▶ _Written exercise_
For the data below, report the number of lines that contain the string "this" and nothing else.
BEGIN
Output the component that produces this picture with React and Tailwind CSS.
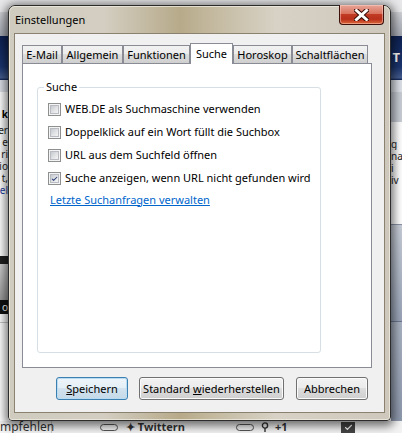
import { Check } from 'lucide-react'

const tabs = [
  { label: 'E-Mail', w: 'w-[40px]' },
  { label: 'Allgemein', w: 'w-[61px]' },
  { label: 'Funktionen', w: 'w-[67px]' },
  { label: 'Suche', w: 'w-[43px]', active: true },
  { label: 'Horoskop', w: 'w-[59px]' },
  { label: 'Schaltflächen', w: 'w-[76px]' },
]

const options = [
  { label: 'WEB.DE als Suchmaschine verwenden', checked: false },
  { label: 'Doppelklick auf ein Wort füllt die Suchbox', checked: false },
  { label: 'URL aus dem Suchfeld öffnen', checked: false },
  { label: 'Suche anzeigen, wenn URL nicht gefunden wird', checked: true },
]

function CheckBox({ checked }) {
  return (
    <span className="flex h-[13px] w-[13px] shrink-0 items-center justify-center border border-[#8e8f8f] bg-[#f4f4f4]">
      <span className="flex h-[9px] w-[9px] items-center justify-center border border-[#b8bcc2] bg-[linear-gradient(135deg,#c6cad0_0%,#e4e5e7_60%,#f4f4f4_100%)]">
        {checked && <Check size={10} strokeWidth={3.5} className="text-[#2c3f79]" />}
      </span>
    </span>
  )
}

function Button({ children, primary, className }) {
  return (
    <button
      className={`flex h-[23px] items-center justify-center whitespace-nowrap rounded-[3px] border text-[11px] leading-none text-black ${
        primary
          ? 'border-[#3c7fb1] bg-[linear-gradient(#eef5fa_0%,#e3eef6_50%,#d2e2ee_50%,#c5d9e8_100%)] shadow-[inset_0_0_0_1px_#b9dcf2]'
          : 'border-[#707070] bg-[linear-gradient(#f2f2f2_0%,#ebebeb_50%,#dddddd_50%,#cfcfcf_100%)] shadow-[inset_0_0_0_1px_#fbfbfb]'
      } ${className}`}
    >
      {children}
    </button>
  )
}

// cut-off text of the web page lying behind the dialog
function Clip({ lines, side, className }) {
  return (
    <div className={`flex flex-col overflow-hidden ${className}`}>
      {lines.map((t, i) => (
        <div key={i} className={`flex h-[12px] overflow-hidden whitespace-nowrap ${side === 'left' ? 'justify-end' : 'justify-start'}`}>
          <span className="block h-[12px] text-[10px] leading-[12px]">{t}</span>
        </div>
      ))}
    </div>
  )
}

export default function App() {
  return (
    <div className="relative h-[433px] w-[402px] overflow-hidden bg-white font-['Noto_Sans',sans-serif] text-black">
      {/* page behind */}
      <div className="flex h-full flex-col">
        <div className="h-[12px] bg-[#e8e8ea]" />
        <div className="h-[24px] bg-[linear-gradient(#cfd1d5,#a4a8b1)]" />
        <div className="flex h-[44px] items-center justify-end bg-[linear-gradient(#0d2152,#1b356f_70%,#445c8f_95%,#0d2152)] pr-[2px]">
          <span className="text-[13px] font-bold text-white">T</span>
        </div>
        <div className="h-[12px] bg-[#dde1e8]" />
        <div className="flex flex-1 justify-between">
          <div className="flex w-[8px] flex-col">
            <Clip side="left" className="mt-[16px] font-bold" lines={['k']} />
            <Clip side="left" className="mt-[4px] text-[#222]" lines={['er', 'e', 'ri', 'io', 't,']} />
            <Clip side="left" className="text-[#1a3aa0]" lines={['el']} />
            <div className="mt-[60px] h-[8px] bg-[#202020]" />
            <div className="h-[36px] bg-[linear-gradient(#d0d0d0,#9a9a9a)]" />
            <div className="flex h-[14px] items-center justify-end overflow-hidden bg-[#111] text-[10px] leading-none text-white">
              <span>o</span>
            </div>
            <div className="mt-[8px] h-px bg-[#c8c8c8]" />
          </div>
          <div className="flex w-[11px] flex-col">
            <div className="h-[30px] bg-[#c9ced6]" />
            <Clip side="right" className="mt-[16px] text-[#222]" lines={['g', 'na', 'i', 'iv']} />
            <div className="mt-[38px] h-px bg-[#8a93a5]" />
            <div className="h-[96px] bg-[linear-gradient(#c8ced8,#9aa5b8)]" />
            <div className="h-px bg-[#6d7890]" />
            <div className="flex-1 bg-[linear-gradient(#aab3c2,#8e99ad)]" />
          </div>
        </div>
        <div className="flex h-[12px] items-center bg-[#f3f3f3] text-[#333]">
          <span className="w-[52px] whitespace-nowrap border-r border-[#c8c8c8] text-[12px] leading-[12px]">mpfehlen</span>
          <span className="ml-[48px] h-[7px] w-[18px] rounded-full border border-[#555]" />
          <span className="ml-[8px] whitespace-nowrap text-[11px] font-bold leading-[12px]">✦ Twittern</span>
          <span className="ml-[51px] h-[7px] w-[18px] rounded-full border border-[#555]" />
          <svg className="ml-[7px]" width="8" height="10" viewBox="0 0 8 10">
            <circle cx="4" cy="3.5" r="2.6" fill="none" stroke="#333" strokeWidth="1.4" />
            <path d="M4 6 V10" stroke="#333" strokeWidth="1.4" />
          </svg>
          <span className="ml-[6px] text-[11px] font-bold leading-[12px]">+1</span>
          <span className="ml-[54px] flex h-[11px] w-[14px] items-center justify-center bg-[#444]">
            <Check size={9} strokeWidth={3} className="text-white" />
          </span>
        </div>
      </div>

      {/* dialog window */}
      <div className="absolute left-[8px] top-[5px] flex h-[416px] w-[383px] flex-col rounded-t-[7px] rounded-b-[4px] border border-[#2c2c2c] bg-[linear-gradient(90deg,#cfcbbf_0%,#d3cec1_25%,#b7aa8a_45%,#c2b79c_52%,#d7d2c5_70%,#cdc8bb_100%)] shadow-[0_2px_10px_3px_rgba(0,0,0,0.55)]">
        <div className="flex flex-1 flex-col rounded-t-[6px] rounded-b-[3px] border border-[#f3efe4]/70 px-[4px] pb-[6px]">
          <div className="flex h-[26px] items-start">
            <span className="ml-[1px] mt-[5px] text-[11px] leading-[16px] text-black">Einstellungen</span>
            <div className="relative -mt-[2px] ml-auto mr-[1px] flex h-[20px] w-[45px] items-center justify-center rounded-b-[4px] border border-t-0 border-[#3d100b] bg-[linear-gradient(#e7a597_0%,#d9735f_45%,#c13a24_50%,#b8301b_75%,#dd6a3a_100%)] shadow-[inset_0_0_0_1px_rgba(255,210,200,0.5)]">
              <svg width="15" height="12" viewBox="0 0 15 12">
                <path d="M2.5 1.5 L12.5 10.5 M12.5 1.5 L2.5 10.5" stroke="#3b0d08" strokeWidth="5" strokeLinecap="square" />
                <path d="M2.5 1.5 L12.5 10.5 M12.5 1.5 L2.5 10.5" stroke="#ffffff" strokeWidth="3" strokeLinecap="square" />
              </svg>
            </div>
          </div>

          <div className="flex flex-1 flex-col border border-[#8a826f] bg-[#f0f0f0] pl-[7px] pt-[9px]">
            <div className="w-[350px]">
              <div className="flex h-[20px] items-end">
                {tabs.map((t) =>
                  t.active ? (
                    <div
                      key={t.label}
                      className={`relative z-10 -mb-px flex h-[21px] items-start justify-center border border-b-0 border-[#898c95] bg-white pt-[2px] text-[11px] leading-[15px] ${t.w}`}
                    >
                      {t.label}
                    </div>
                  ) : (
                    <div
                      key={t.label}
                      className={`flex h-[18px] items-center justify-center whitespace-nowrap border border-b-0 border-[#898c95] bg-[linear-gradient(#f2f2f2_0%,#ebebeb_50%,#dddddd_50%,#cfcfcf_100%)] text-[11px] leading-none ${t.w}`}
                    >
                      {t.label}
                    </div>
                  )
                )}
              </div>
              <div className="h-[305px] border border-[#898c95] bg-white">
                <div className="relative ml-[14px] mt-[23px] h-[266px] w-[284px] rounded-[3px] border border-[#d5dfe5] pl-[10px] pt-[10px]">
                  <span className="absolute -top-[9px] left-[6px] bg-white px-[2px] text-[11px] leading-[16px]">Suche</span>
                  {options.map((o) => (
                    <label key={o.label} className="flex h-[23px] items-center gap-[4px] text-[11px]">
                      <CheckBox checked={o.checked} />
                      <span className="whitespace-nowrap">{o.label}</span>
                    </label>
                  ))}
                  <div className="ml-[2px] flex h-[20px] items-center">
                    <a href="#" className="text-[11px] text-[#0066cc] underline">
                      Letzte Suchanfragen verwalten
                    </a>
                  </div>
                </div>
              </div>
            </div>

            <div className="mt-[9px] flex">
              <Button primary className="ml-[34px] w-[72px]">
                <span><span className="underline">S</span>peichern</span>
              </Button>
              <Button className="ml-[11px] w-[145px]">
                <span>Standard <span className="underline">w</span>iederherstellen</span>
              </Button>
              <Button className="ml-[12px] w-[72px]">Abbrechen</Button>
            </div>
          </div>
        </div>
      </div>
    </div>
  )
}
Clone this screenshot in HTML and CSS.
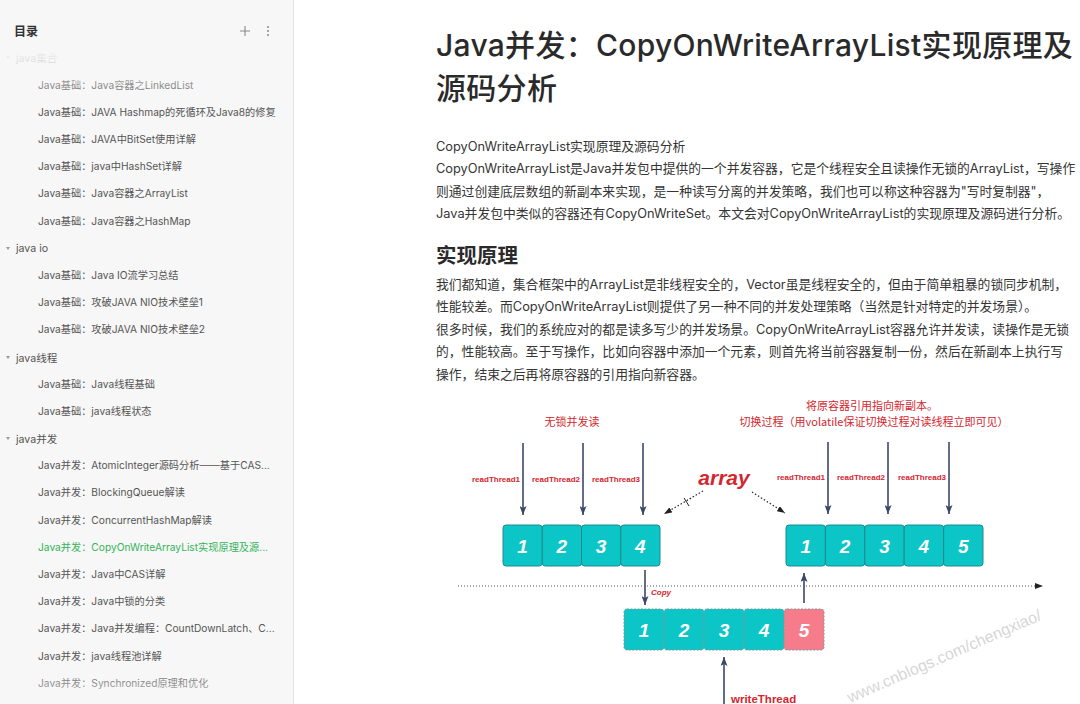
END
▶ _Task result_
2